**Task goal**
Gather every line that includes the word "this", please.

**Given information**
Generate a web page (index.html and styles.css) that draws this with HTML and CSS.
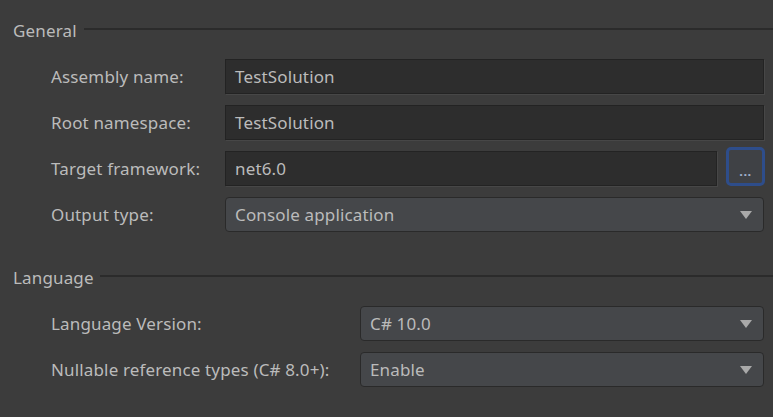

==

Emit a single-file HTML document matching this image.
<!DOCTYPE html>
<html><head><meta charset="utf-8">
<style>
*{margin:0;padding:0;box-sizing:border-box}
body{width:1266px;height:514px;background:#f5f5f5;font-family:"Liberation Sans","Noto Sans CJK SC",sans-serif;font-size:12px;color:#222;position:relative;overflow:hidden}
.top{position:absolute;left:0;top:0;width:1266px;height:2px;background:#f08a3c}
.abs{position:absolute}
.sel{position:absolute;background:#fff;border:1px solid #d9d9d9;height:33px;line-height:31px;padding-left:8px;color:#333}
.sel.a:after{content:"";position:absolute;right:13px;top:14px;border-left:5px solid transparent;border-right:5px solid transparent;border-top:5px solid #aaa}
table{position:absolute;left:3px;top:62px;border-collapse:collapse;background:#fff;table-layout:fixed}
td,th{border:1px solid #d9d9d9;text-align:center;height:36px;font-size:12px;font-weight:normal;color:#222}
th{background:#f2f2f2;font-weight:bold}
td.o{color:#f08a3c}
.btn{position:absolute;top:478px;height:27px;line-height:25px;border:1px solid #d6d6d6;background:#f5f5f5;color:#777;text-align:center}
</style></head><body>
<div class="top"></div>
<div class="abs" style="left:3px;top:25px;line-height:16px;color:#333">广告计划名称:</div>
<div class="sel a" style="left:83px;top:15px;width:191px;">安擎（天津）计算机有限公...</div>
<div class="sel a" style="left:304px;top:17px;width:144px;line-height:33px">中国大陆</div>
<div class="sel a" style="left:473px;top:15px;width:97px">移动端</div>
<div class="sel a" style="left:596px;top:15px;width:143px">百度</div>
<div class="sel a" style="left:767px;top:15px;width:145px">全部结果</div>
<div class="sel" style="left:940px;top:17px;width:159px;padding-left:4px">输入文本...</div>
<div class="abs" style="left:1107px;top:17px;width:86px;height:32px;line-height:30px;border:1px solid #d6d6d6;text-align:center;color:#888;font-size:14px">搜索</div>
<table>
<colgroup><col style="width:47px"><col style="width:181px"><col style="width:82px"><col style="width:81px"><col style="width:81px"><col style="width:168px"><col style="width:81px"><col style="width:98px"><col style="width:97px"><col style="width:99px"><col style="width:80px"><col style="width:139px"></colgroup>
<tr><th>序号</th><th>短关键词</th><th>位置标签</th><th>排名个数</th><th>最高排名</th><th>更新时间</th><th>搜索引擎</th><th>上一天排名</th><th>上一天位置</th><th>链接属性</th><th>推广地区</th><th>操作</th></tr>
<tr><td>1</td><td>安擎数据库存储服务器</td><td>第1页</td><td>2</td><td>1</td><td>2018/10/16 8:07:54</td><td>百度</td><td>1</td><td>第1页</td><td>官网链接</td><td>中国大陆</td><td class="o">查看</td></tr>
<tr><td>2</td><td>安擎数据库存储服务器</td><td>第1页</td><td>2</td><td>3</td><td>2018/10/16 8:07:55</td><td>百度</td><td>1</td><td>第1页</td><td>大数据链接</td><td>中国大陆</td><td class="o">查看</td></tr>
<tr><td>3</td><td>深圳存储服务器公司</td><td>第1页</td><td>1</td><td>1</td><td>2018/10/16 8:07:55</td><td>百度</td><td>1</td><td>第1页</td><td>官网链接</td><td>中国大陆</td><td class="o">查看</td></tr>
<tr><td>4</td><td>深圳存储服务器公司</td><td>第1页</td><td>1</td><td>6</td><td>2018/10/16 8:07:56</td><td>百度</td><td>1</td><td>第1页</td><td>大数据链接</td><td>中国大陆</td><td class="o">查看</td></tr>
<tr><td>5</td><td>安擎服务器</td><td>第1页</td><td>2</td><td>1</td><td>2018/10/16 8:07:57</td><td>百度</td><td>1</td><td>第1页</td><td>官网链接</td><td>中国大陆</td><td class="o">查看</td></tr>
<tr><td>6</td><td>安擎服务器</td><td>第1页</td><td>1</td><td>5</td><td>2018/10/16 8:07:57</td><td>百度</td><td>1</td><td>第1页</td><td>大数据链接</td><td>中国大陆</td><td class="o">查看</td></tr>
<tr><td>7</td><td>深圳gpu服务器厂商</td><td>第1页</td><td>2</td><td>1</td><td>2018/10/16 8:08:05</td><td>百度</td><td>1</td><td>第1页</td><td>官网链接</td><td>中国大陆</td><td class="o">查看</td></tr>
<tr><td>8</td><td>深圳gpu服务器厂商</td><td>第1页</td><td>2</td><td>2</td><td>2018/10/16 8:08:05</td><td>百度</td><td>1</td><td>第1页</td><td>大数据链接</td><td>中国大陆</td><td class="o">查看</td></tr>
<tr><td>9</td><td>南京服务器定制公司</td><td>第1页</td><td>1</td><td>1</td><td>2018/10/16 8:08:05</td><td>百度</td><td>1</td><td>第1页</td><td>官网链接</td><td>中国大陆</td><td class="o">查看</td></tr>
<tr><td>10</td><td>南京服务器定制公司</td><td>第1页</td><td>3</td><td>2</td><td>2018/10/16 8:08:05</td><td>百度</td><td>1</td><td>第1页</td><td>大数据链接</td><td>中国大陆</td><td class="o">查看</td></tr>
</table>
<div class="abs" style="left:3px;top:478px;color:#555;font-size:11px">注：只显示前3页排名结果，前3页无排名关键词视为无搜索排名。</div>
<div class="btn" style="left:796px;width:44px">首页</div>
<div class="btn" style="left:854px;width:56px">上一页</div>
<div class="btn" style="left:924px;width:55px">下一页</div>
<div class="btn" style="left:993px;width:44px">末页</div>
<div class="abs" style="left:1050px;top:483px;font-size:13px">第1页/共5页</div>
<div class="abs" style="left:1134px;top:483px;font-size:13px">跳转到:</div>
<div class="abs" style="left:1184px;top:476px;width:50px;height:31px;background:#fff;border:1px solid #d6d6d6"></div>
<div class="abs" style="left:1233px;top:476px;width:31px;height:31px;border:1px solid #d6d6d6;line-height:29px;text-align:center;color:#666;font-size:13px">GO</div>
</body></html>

**Output of the exercise**
Generate a web page (index.html and styles.css) that draws this with HTML and CSS.
Emit a single-file HTML document matching this image.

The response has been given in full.